» **MATERIAL FOR THIS TASK**:

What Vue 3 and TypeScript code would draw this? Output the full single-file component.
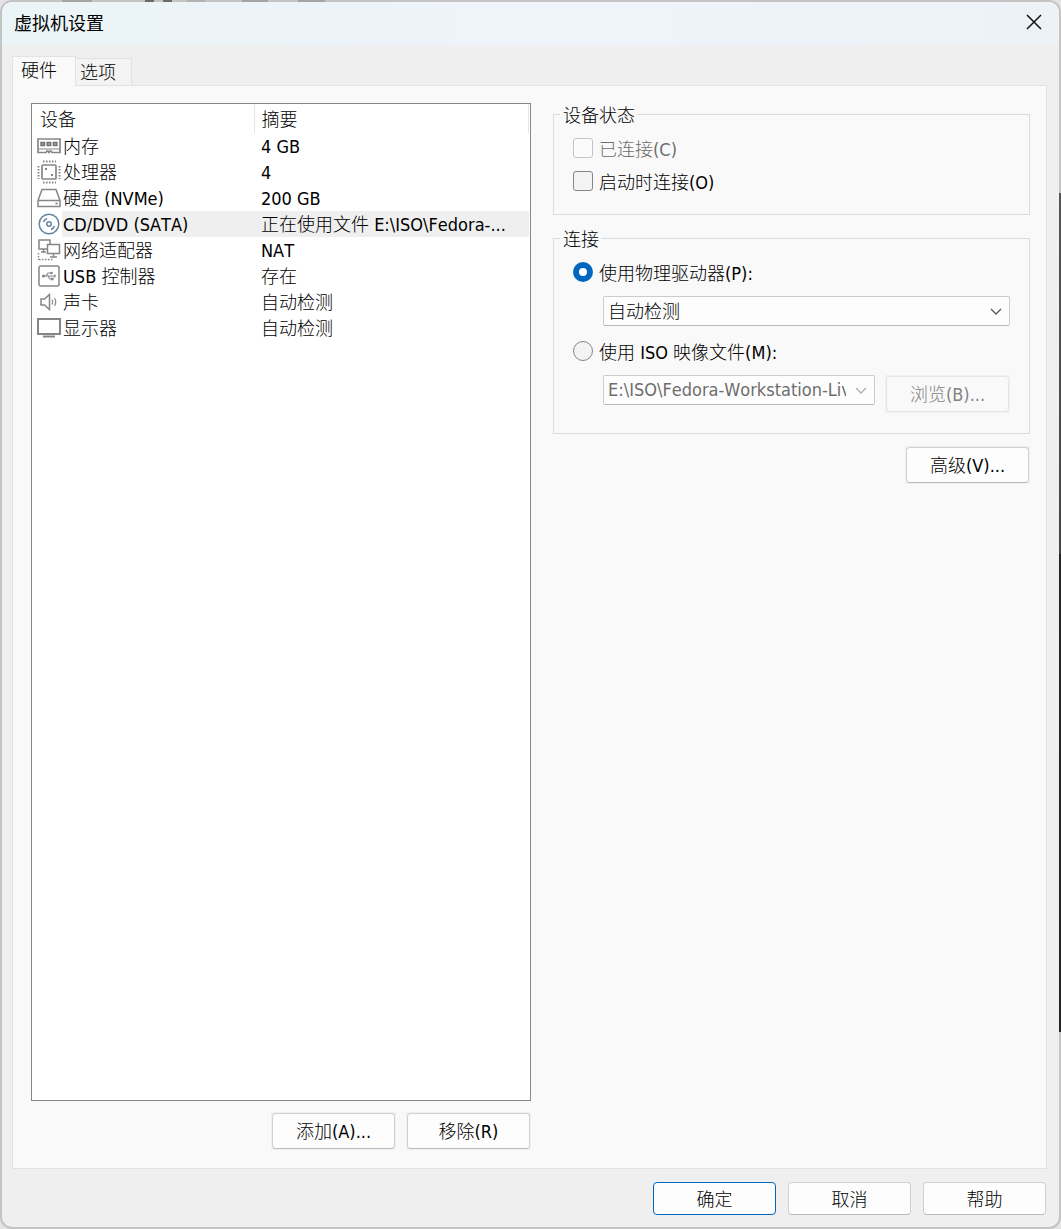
==
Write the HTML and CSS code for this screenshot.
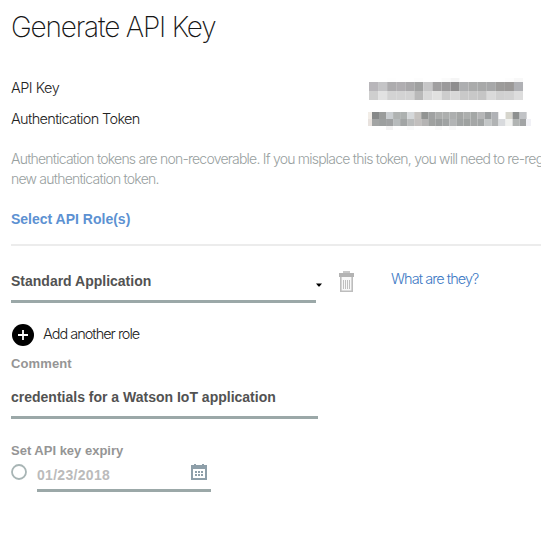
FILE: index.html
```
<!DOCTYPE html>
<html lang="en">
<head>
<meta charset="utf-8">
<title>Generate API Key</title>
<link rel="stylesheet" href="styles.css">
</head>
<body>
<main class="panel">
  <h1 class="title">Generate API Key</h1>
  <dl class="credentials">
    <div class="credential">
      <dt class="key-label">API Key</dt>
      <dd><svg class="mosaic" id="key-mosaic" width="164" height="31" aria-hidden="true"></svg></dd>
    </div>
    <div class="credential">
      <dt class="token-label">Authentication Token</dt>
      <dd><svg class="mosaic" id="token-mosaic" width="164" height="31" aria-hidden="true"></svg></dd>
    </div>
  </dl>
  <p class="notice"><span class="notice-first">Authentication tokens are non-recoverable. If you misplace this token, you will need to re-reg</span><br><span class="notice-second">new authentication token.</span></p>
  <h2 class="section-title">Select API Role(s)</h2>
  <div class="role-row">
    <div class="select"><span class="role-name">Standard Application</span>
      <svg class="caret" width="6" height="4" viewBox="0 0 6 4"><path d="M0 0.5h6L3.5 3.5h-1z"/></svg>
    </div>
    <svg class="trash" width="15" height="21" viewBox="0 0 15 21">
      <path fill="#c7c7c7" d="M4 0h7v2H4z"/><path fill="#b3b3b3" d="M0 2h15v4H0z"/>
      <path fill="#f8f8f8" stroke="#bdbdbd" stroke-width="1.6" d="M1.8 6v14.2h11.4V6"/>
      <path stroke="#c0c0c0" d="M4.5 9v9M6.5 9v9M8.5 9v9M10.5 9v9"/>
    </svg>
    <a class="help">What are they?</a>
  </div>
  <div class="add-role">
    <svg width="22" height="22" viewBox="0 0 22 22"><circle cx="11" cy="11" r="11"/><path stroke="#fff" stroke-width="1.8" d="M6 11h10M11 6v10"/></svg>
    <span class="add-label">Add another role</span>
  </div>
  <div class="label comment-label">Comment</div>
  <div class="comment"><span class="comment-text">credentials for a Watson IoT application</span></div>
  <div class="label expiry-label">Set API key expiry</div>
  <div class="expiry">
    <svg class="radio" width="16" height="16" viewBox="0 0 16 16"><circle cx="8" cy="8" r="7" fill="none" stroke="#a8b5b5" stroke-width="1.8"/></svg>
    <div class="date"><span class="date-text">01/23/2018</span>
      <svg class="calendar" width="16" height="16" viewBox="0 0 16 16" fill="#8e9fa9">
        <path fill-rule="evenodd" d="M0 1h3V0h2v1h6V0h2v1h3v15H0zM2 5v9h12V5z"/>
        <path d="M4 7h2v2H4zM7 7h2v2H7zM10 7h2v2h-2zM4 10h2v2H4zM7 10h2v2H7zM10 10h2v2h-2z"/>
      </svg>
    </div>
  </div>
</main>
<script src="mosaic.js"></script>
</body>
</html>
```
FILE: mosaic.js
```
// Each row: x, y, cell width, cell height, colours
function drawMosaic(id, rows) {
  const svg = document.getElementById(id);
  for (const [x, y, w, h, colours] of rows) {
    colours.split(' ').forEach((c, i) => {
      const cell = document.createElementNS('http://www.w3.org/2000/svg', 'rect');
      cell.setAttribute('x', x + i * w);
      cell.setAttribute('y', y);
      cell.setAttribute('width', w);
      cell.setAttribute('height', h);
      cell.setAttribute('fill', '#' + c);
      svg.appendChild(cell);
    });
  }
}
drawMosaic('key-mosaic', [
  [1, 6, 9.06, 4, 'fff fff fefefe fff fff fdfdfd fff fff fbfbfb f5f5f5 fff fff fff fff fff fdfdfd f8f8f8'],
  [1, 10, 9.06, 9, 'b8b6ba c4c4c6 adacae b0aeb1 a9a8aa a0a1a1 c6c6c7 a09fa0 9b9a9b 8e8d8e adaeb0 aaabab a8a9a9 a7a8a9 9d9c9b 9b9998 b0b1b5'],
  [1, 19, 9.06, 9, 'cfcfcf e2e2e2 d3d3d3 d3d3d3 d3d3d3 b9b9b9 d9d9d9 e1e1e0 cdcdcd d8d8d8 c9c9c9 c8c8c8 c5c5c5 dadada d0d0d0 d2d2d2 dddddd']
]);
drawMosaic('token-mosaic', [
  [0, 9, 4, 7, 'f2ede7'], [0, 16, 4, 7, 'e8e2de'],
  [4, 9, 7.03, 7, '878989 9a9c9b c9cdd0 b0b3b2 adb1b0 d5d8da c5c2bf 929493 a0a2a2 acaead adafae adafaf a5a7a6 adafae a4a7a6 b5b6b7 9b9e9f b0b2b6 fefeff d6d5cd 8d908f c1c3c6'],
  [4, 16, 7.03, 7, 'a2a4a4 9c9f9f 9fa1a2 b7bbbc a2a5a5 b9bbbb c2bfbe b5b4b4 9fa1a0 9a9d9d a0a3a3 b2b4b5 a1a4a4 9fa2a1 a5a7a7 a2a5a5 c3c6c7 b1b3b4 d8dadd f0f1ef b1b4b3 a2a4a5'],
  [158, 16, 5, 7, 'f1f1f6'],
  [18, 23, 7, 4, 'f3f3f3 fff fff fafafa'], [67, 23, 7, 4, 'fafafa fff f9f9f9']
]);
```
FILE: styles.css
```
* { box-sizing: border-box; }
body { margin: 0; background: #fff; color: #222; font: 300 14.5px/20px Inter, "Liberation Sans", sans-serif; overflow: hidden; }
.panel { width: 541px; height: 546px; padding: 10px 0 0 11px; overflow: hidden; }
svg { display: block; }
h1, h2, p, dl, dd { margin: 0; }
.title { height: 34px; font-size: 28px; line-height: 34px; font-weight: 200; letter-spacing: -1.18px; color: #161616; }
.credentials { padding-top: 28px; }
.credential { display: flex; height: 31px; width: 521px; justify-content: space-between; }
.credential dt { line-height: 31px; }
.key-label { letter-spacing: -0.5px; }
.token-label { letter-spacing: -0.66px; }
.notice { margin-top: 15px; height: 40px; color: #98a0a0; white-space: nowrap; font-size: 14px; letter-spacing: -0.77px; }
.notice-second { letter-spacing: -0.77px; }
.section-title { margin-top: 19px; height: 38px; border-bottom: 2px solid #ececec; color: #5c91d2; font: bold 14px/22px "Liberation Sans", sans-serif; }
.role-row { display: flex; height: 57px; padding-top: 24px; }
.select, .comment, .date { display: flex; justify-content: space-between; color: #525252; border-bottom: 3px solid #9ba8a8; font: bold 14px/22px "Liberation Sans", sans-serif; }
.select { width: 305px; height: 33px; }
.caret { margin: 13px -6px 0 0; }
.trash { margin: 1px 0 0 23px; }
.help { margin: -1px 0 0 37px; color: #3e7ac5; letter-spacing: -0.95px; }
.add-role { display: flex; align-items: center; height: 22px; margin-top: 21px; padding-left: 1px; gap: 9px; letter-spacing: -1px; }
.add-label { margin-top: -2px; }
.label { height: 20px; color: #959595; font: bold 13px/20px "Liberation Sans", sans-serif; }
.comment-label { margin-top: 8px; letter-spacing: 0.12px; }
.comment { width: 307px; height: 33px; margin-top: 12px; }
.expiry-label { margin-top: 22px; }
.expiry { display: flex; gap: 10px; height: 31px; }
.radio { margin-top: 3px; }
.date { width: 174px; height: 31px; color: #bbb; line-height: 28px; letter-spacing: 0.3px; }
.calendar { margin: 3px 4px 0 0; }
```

» **REQUIREMENT**: Go through the records and pull out each line that includes the word "What".

» **OUTPUT OF THE TASK**:
What Vue 3 and TypeScript code would draw this? Output the full single-file component.
    <a class="help">What are they?</a>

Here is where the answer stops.